Web page code records:
>> begin

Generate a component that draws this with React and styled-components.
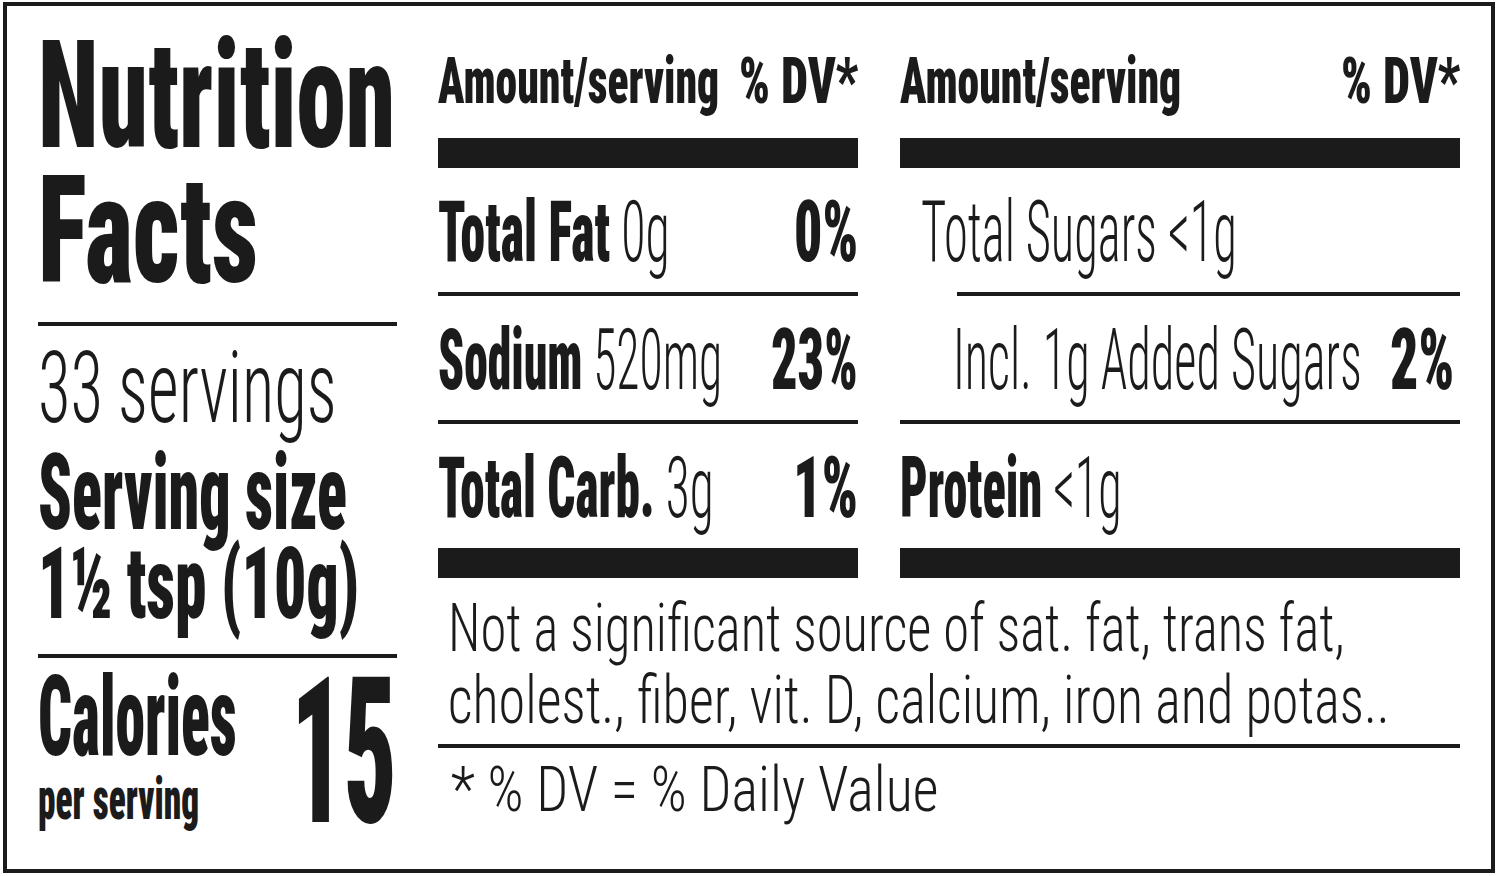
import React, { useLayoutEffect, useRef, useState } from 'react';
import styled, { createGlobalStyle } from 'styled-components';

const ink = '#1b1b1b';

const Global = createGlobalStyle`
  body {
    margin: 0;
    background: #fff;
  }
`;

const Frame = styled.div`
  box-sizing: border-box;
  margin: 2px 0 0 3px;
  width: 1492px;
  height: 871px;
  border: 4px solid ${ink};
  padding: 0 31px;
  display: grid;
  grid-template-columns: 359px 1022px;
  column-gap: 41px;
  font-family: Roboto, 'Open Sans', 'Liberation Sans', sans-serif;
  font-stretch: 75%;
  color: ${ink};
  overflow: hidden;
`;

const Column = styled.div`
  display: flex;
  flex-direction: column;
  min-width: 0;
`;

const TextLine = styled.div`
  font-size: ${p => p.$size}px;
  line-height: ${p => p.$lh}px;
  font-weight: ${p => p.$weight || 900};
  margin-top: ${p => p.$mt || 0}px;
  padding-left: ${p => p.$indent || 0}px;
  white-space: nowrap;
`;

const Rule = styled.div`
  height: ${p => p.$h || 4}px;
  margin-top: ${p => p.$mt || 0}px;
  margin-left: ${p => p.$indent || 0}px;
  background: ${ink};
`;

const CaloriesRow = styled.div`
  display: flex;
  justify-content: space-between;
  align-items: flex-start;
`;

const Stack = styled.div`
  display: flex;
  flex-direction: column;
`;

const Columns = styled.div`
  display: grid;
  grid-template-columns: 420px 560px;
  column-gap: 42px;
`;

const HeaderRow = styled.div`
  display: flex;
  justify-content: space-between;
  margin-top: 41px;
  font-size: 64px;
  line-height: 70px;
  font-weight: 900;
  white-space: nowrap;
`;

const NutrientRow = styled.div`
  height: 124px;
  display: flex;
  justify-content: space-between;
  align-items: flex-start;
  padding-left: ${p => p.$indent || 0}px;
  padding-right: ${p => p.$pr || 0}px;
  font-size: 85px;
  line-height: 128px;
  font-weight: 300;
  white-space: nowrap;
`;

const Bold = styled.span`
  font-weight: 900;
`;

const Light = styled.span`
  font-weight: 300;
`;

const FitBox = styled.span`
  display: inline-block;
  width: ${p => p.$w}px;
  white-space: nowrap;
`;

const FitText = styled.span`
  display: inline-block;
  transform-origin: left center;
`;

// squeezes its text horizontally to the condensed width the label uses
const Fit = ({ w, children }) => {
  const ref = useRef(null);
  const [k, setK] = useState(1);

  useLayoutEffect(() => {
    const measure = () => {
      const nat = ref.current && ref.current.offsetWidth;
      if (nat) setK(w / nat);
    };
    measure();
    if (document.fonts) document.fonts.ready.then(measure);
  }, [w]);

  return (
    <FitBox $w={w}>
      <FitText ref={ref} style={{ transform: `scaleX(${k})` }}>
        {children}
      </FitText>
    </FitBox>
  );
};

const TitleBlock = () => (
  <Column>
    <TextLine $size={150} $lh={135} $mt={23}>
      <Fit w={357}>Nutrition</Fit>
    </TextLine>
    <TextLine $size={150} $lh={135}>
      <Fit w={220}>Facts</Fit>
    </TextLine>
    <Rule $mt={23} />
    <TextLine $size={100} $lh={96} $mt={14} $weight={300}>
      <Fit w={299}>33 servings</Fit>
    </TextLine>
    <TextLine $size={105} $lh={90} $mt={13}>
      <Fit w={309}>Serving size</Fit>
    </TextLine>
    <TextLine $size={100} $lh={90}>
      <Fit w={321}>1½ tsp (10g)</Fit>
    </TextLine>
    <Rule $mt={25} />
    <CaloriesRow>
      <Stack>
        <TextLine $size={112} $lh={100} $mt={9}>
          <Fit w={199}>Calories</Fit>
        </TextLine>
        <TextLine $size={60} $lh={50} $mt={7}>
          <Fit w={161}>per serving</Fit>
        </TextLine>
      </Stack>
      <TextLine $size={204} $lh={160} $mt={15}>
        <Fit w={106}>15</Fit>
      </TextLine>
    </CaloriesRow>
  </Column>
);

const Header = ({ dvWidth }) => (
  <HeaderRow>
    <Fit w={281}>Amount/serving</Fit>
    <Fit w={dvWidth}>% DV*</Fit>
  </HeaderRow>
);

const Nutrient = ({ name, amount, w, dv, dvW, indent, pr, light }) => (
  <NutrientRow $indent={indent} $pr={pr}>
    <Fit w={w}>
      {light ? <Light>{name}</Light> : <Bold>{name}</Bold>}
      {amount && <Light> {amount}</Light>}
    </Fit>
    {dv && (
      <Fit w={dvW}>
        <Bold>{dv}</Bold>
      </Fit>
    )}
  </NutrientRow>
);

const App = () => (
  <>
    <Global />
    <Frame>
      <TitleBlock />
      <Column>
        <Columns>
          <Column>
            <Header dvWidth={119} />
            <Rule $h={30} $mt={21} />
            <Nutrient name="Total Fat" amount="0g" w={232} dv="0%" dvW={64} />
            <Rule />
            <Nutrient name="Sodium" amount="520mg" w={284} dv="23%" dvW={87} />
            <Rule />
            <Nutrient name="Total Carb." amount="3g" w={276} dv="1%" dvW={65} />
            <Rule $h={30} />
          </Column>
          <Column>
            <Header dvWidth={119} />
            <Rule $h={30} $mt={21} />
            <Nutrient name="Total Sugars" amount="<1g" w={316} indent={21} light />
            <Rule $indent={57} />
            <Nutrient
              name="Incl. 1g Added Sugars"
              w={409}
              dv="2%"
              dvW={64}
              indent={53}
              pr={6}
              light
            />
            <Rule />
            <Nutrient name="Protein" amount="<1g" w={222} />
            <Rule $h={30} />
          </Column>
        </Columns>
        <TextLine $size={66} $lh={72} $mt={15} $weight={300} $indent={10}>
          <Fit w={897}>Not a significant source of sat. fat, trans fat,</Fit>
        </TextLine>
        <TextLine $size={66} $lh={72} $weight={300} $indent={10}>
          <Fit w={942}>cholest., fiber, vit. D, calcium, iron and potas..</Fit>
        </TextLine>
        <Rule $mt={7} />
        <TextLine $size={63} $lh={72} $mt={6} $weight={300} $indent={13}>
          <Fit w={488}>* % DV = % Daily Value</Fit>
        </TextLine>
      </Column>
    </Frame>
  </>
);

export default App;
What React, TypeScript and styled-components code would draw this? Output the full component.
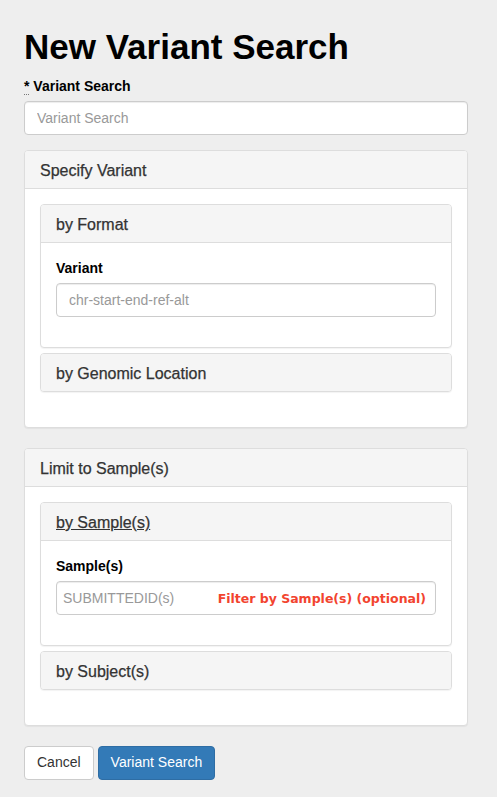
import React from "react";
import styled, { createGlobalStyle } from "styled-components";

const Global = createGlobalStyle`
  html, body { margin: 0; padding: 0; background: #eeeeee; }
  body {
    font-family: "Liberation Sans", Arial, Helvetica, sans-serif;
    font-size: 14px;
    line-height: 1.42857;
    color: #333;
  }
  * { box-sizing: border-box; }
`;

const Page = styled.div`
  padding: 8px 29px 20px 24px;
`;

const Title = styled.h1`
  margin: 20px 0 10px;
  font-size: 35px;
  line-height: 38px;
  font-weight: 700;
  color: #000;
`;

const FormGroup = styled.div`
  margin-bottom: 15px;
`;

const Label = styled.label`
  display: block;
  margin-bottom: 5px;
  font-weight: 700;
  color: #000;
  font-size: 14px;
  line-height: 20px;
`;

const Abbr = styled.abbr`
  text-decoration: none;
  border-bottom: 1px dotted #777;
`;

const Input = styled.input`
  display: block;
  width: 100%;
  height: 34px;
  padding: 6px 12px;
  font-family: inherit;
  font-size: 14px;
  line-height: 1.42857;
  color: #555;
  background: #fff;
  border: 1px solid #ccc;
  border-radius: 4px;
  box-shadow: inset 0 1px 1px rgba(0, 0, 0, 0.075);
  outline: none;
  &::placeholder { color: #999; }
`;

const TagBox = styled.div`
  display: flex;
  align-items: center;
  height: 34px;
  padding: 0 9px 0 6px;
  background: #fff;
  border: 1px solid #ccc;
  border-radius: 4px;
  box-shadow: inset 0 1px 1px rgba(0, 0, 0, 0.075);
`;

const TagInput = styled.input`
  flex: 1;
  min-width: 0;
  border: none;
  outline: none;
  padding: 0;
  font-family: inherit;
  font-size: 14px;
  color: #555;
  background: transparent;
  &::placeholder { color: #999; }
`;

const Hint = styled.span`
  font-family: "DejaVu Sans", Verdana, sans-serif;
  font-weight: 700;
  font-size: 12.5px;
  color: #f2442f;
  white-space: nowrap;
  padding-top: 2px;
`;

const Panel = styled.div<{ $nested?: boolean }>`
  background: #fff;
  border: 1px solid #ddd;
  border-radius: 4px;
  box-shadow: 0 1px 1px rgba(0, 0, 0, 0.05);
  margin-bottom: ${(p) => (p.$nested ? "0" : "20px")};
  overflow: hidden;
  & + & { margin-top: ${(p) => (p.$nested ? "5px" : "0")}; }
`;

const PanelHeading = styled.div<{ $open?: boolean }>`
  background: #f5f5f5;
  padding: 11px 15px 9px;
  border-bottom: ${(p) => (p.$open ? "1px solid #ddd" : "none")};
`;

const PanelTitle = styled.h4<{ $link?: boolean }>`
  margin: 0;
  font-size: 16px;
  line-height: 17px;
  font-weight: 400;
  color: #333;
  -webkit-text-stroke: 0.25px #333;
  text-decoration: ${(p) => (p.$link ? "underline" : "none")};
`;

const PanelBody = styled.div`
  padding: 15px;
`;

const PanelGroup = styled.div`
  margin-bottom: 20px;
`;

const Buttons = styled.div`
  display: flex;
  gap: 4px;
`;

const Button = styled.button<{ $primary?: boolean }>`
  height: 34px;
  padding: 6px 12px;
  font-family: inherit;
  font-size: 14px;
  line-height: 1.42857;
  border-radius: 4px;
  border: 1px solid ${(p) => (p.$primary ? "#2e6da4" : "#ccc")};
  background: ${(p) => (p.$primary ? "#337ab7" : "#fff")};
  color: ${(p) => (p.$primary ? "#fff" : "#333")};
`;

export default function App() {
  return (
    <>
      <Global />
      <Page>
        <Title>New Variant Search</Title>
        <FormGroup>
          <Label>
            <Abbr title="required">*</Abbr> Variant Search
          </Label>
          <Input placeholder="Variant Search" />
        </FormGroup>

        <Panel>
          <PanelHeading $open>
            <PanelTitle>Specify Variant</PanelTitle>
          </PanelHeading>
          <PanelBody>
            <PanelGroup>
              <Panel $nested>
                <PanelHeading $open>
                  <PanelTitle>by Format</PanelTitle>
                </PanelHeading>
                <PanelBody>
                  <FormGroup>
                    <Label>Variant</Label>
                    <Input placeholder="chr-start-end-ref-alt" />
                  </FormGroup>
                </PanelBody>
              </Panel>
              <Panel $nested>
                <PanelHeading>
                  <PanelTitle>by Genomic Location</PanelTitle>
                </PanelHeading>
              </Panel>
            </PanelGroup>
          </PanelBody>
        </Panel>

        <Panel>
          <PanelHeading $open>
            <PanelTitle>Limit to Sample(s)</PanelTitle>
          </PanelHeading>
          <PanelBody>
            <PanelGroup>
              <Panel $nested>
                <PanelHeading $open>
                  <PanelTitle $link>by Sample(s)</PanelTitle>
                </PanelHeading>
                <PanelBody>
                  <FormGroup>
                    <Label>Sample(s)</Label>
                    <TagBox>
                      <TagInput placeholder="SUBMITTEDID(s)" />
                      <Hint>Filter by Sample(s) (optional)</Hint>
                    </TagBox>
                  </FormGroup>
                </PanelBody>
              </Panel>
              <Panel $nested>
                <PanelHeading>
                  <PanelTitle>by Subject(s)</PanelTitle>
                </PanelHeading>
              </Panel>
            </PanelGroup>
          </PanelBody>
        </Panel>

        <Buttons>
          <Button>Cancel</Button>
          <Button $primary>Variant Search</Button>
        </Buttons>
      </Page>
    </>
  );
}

>> end

> _The task_
Lines of the listing that contain the word "components" are to be counted; report only their number.

> _Answer below_
4